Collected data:
- - -

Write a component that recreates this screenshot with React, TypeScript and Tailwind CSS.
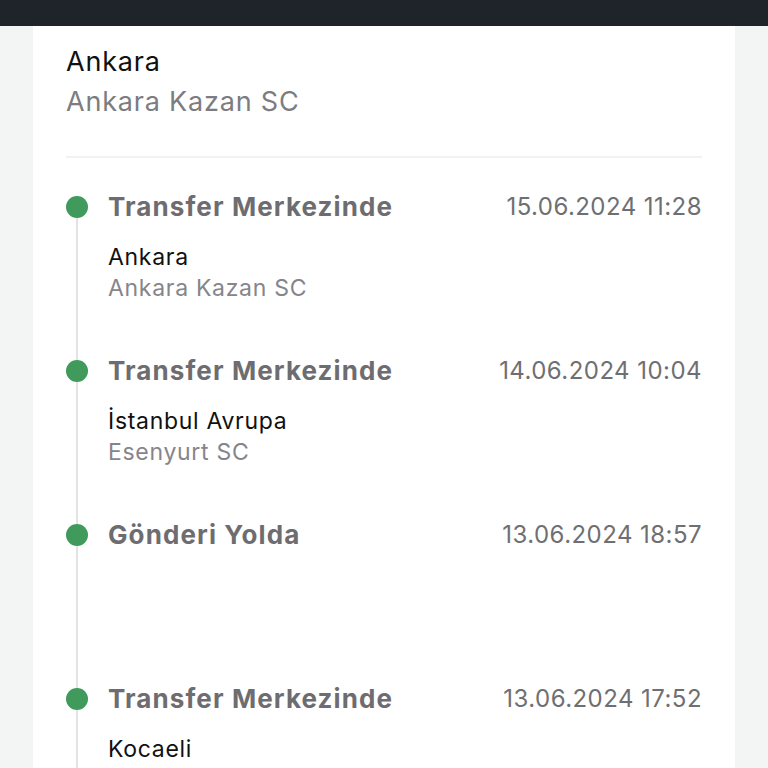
const events = [
  { title: "Transfer Merkezinde", date: "15.06.2024 11:28", city: "Ankara", branch: "Ankara Kazan SC" },
  { title: "Transfer Merkezinde", date: "14.06.2024 10:04", city: "İstanbul Avrupa", branch: "Esenyurt SC" },
  { title: "Gönderi Yolda", date: "13.06.2024 18:57" },
  { title: "Transfer Merkezinde", date: "13.06.2024 17:52", city: "Kocaeli", branch: "Kocaeli SC" },
];

type TrackingEvent = (typeof events)[number] & { city?: string; branch?: string };

function TimelineItem({ event, first }: { event: TrackingEvent; first: boolean }) {
  return (
    <div className="flex h-[164px] gap-[20px]">
      <div className="relative flex w-[22px] shrink-0 flex-col items-center">
        {!first && <div className="absolute left-[10px] top-0 h-[5px] w-[2px] bg-[#e3e3e3]" />}
        <div className="relative z-10 mt-[5px] h-[22px] w-[22px] rounded-full bg-[#3f9a5b]" />
        <div className="w-[2px] flex-1 bg-[#e3e3e3]" />
      </div>
      <div className="min-w-0 flex-1">
        <div className="flex items-center justify-between">
          <span className="text-[26px] font-bold leading-[32px] tracking-[1.1px] text-[#6d6d71]">{event.title}</span>
          <span className="text-[24px] leading-[32px] tracking-[0.45px] text-[#6f6f72]">{event.date}</span>
        </div>
        {event.city && (
          <div className="mt-[19px] text-[23px] leading-[31px] tracking-[0.7px]">
            <p className="text-[#111111]">{event.city}</p>
            <p className="text-[#85858a]">{event.branch}</p>
          </div>
        )}
      </div>
    </div>
  );
}

export default function App() {
  return (
    <div className="flex h-[768px] flex-col overflow-hidden bg-[#f3f4f4] font-['Inter',sans-serif]">
      <div className="h-[26px] shrink-0 bg-[#1f232a]" />
      <div className="mx-[33px] flex-1 bg-white px-[33px] pt-[20px]">
        <p className="text-[27px] leading-[32px] tracking-[0.8px] text-[#111111]">Ankara</p>
        <p className="mt-[8px] text-[27px] leading-[32px] tracking-[0.8px] text-[#7c7c81]">Ankara Kazan SC</p>
        <div className="mt-[38px] h-[2px] bg-[#f2f2f2]" />
        <div className="mt-[33px]">
          {events.map((e, i) => (
            <TimelineItem key={i} event={e} first={i === 0} />
          ))}
        </div>
      </div>
    </div>
  );
}
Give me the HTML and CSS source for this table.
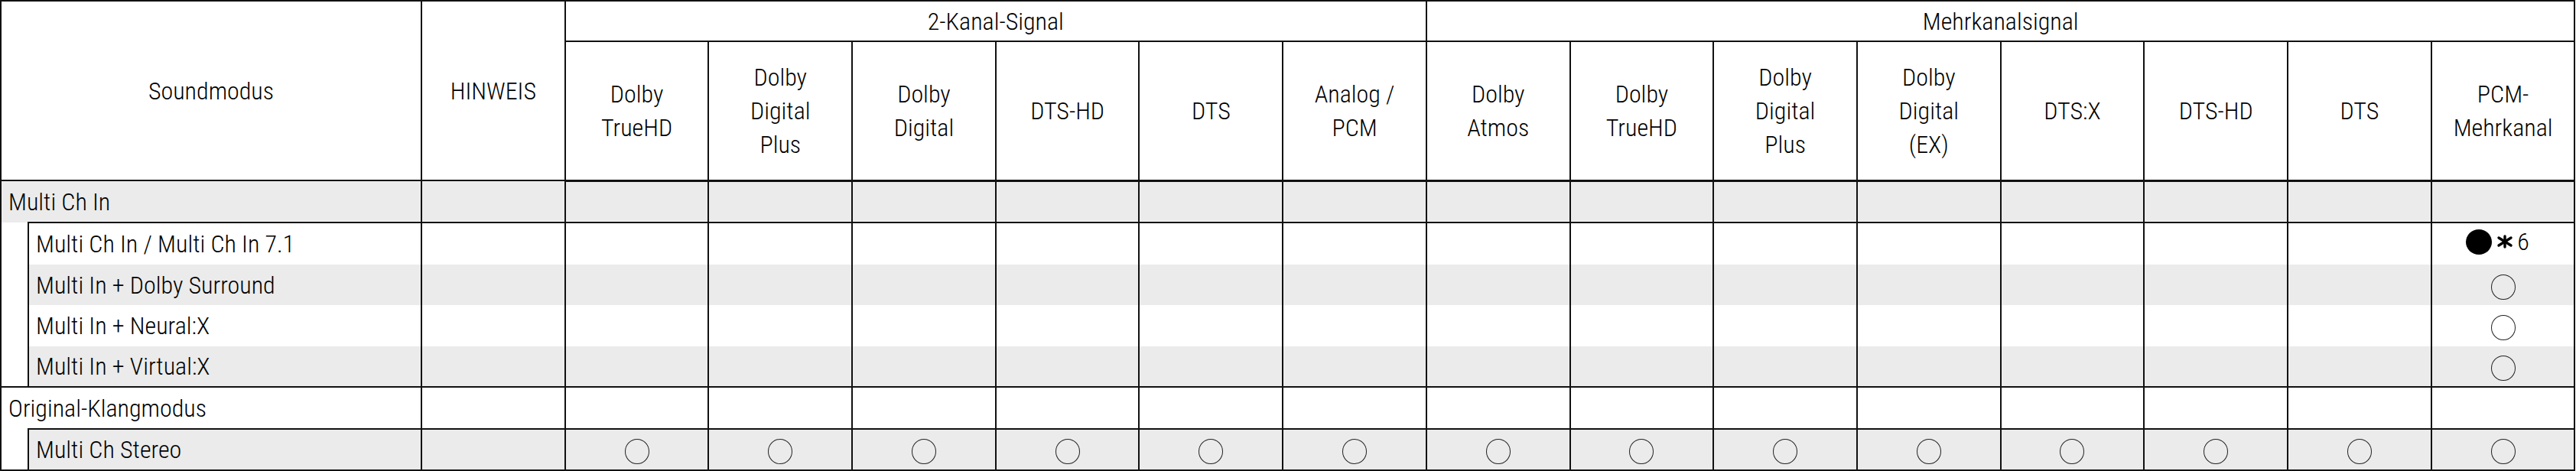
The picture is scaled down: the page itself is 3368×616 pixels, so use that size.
FILE: index.html
```html
<!DOCTYPE html>
<html lang="de">
<head>
<meta charset="utf-8">
<title>Soundmodus</title>
<link rel="stylesheet" href="styles.css">
</head>
<body>
<table class="modes">
  <colgroup>
    <col class="c-indent">
    <col class="c-label">
    <col class="c-data"><col class="c-data"><col class="c-data"><col class="c-data"><col class="c-data">
    <col class="c-data"><col class="c-data"><col class="c-data"><col class="c-data"><col class="c-data">
    <col class="c-data"><col class="c-data"><col class="c-data"><col class="c-data"><col class="c-data">
  </colgroup>
  <thead>
    <tr class="h1">
      <th colspan="2" rowspan="2">Soundmodus</th>
      <th rowspan="2">HINWEIS</th>
      <th colspan="6">2-Kanal-Signal</th>
      <th colspan="8">Mehrkanalsignal</th>
    </tr>
    <tr class="h2">
      <th>Dolby<br>TrueHD</th>
      <th>Dolby<br>Digital<br>Plus</th>
      <th>Dolby<br>Digital</th>
      <th>DTS-HD</th>
      <th>DTS</th>
      <th>Analog /<br>PCM</th>
      <th>Dolby<br>Atmos</th>
      <th>Dolby<br>TrueHD</th>
      <th>Dolby<br>Digital<br>Plus</th>
      <th>Dolby<br>Digital<br>(EX)</th>
      <th>DTS:X</th>
      <th>DTS-HD</th>
      <th>DTS</th>
      <th>PCM-<br>Mehrkanal</th>
    </tr>
  </thead>
  <tbody>
    <tr class="r1 gray parent">
      <td colspan="2" class="label">Multi Ch In</td>
      <td></td><td></td><td></td><td></td><td></td><td></td><td></td><td></td><td></td><td></td><td></td><td></td><td></td><td></td><td></td>
    </tr>
    <tr class="r2 white first-sub">
      <td rowspan="4" class="indent gray"></td>
      <td class="label sub">Multi Ch In / Multi Ch In 7.1</td>
      <td></td><td></td><td></td><td></td><td></td><td></td><td></td><td></td><td></td><td></td><td></td><td></td><td></td><td></td>
      <td><span class="mark"><span class="dot"></span><svg class="star" viewBox="0 0 22 18" width="22" height="18" aria-label="*"><g stroke="#000" stroke-width="3.4" stroke-linecap="round"><line x1="11" y1="2" x2="11" y2="16"/><line x1="3" y1="4" x2="19" y2="14"/><line x1="3" y1="14" x2="19" y2="4"/></g></svg><span class="note">6</span></span></td>
    </tr>
    <tr class="r3 gray cont">
      <td class="label sub">Multi In + Dolby Surround</td>
      <td></td><td></td><td></td><td></td><td></td><td></td><td></td><td></td><td></td><td></td><td></td><td></td><td></td><td></td>
      <td><span class="ring"></span></td>
    </tr>
    <tr class="r4 white cont">
      <td class="label sub">Multi In + Neural:X</td>
      <td></td><td></td><td></td><td></td><td></td><td></td><td></td><td></td><td></td><td></td><td></td><td></td><td></td><td></td>
      <td><span class="ring"></span></td>
    </tr>
    <tr class="r5 gray cont">
      <td class="label sub">Multi In + Virtual:X</td>
      <td></td><td></td><td></td><td></td><td></td><td></td><td></td><td></td><td></td><td></td><td></td><td></td><td></td><td></td>
      <td><span class="ring"></span></td>
    </tr>
    <tr class="r6 white parent">
      <td colspan="2" class="label">Original-Klangmodus</td>
      <td></td><td></td><td></td><td></td><td></td><td></td><td></td><td></td><td></td><td></td><td></td><td></td><td></td><td></td><td></td>
    </tr>
    <tr class="r7 gray first-sub">
      <td class="indent white"></td>
      <td class="label sub">Multi Ch Stereo</td>
      <td></td>
      <td><span class="ring"></span></td><td><span class="ring"></span></td><td><span class="ring"></span></td>
      <td><span class="ring"></span></td><td><span class="ring"></span></td><td><span class="ring"></span></td>
      <td><span class="ring"></span></td><td><span class="ring"></span></td><td><span class="ring"></span></td>
      <td><span class="ring"></span></td><td><span class="ring"></span></td><td><span class="ring"></span></td>
      <td><span class="ring"></span></td><td><span class="ring"></span></td>
    </tr>
  </tbody>
</table>
</body>
</html>
```

FILE: styles.css
```css
html, body {
  margin: 0;
  padding: 0;
  background: #ffffff;
}

.modes {
  border-collapse: collapse;
  table-layout: fixed;
  width: 3366px;
  font-family: "Roboto Condensed", "Liberation Sans", sans-serif;
  font-size: 32px;
  font-weight: 300;
  color: #000;
  line-height: 44px;
}

.c-indent { width: 36px; }
.c-label { width: 514px; }
.c-data { width: 187.7px; }

.modes th,
.modes td {
  border: 2px solid #111;
  padding: 0;
  text-align: center;
  vertical-align: middle;
  font-weight: 300;
}

.modes thead tr.h1 { height: 53px; }
.modes thead tr.h2 { height: 182px; }
.modes thead tr.h2 th { border-bottom-width: 3px; }

.r1 { height: 55px; }
.r2 { height: 55px; }
.r3 { height: 53px; }
.r4 { height: 54px; }
.r5 { height: 53px; }
.r6 { height: 55px; }
.r7 { height: 54px; }

tr.gray td,
td.gray { background: #ebebeb; }
tr.white td,
td.white { background: #ffffff; }
tr.gray td.indent.white { background: #ffffff; }

.modes td.label {
  text-align: left;
  padding-left: 9px;
  white-space: nowrap;
}

.modes td.indent { border-top-style: hidden; }

tr.cont td { border-top-style: hidden; }

.ring {
  display: inline-block;
  box-sizing: border-box;
  width: 32px;
  height: 33px;
  border: 1.4px solid #222;
  border-radius: 50%;
  vertical-align: middle;
}

.mark {
  display: inline-flex;
  align-items: center;
  margin-left: -14px;
}

.dot {
  display: inline-block;
  width: 34px;
  height: 33px;
  border-radius: 50%;
  background: #000;
}

.star {
  display: block;
  margin-left: 6px;
}

.note {
  margin-left: 5px;
}
```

- - -

**EXERCISE TASK**: Restate each line from the start of the listing through the line bearing "type TrackingEvent = (typeof" word for word. Drop the pictures.

**SOLUTION FOR THIS EXERCISE**:
Write a component that recreates this screenshot with React, TypeScript and Tailwind CSS.
const events = [
  { title: "Transfer Merkezinde", date: "15.06.2024 11:28", city: "Ankara", branch: "Ankara Kazan SC" },
  { title: "Transfer Merkezinde", date: "14.06.2024 10:04", city: "İstanbul Avrupa", branch: "Esenyurt SC" },
  { title: "Gönderi Yolda", date: "13.06.2024 18:57" },
  { title: "Transfer Merkezinde", date: "13.06.2024 17:52", city: "Kocaeli", branch: "Kocaeli SC" },
];

type TrackingEvent = (typeof events)[number] & { city?: string; branch?: string };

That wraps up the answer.